Resource Health Deployment Guide⚓︎
The Resource Health Building Block (BB) provides a flexible framework for monitoring the health and status of resources within the EOEPCA platform. This includes core platform services as well as derived or user-provided resources such as datasets, workflows, or user applications.
Introduction⚓︎
The Resource Health BB allows you to:
- Define and schedule automated health checks (e.g. daily, hourly).
- Observe and visualise check outcomes via a web dashboard.
- Integrate with external services (e.g. IAM for OIDC authentication, Data Access, Resource Catalogue).
- Store results in OpenSearch, optionally visualizing them using OpenSearch Dashboards.
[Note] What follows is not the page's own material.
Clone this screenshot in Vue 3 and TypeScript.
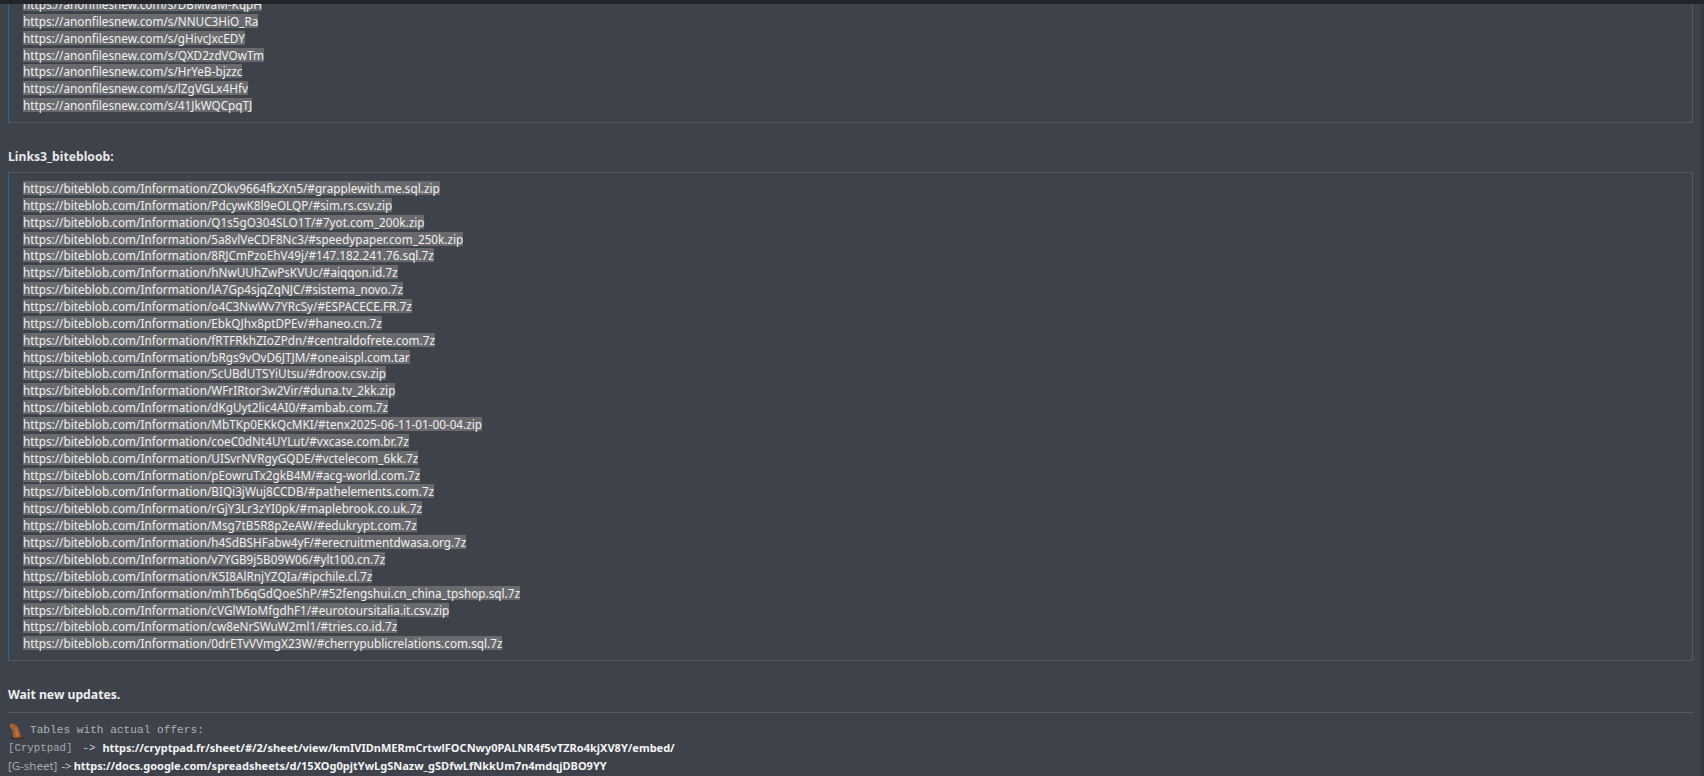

- Collect telemetry via OpenTelemetry, enabling advanced monitoring and alerting.
Components Overview⚓︎
- Resource Health Web
- Dashboard and front-end for viewing health checks and results.
- By default, can be secured with OIDC authentication (e.g. via Keycloak).
- Resource Health API(s)
- Telemetry API for gathering check results and metrics.
- Health Checks API (Check Manager) for listing, scheduling, and managing checks.
- Health Check Runner
- A flexible engine that executes your custom health checks at scheduled intervals.
- Mock API (optional sample)
- An example test resource used in demonstration checks (e.g. an hourly check to a mock endpoint).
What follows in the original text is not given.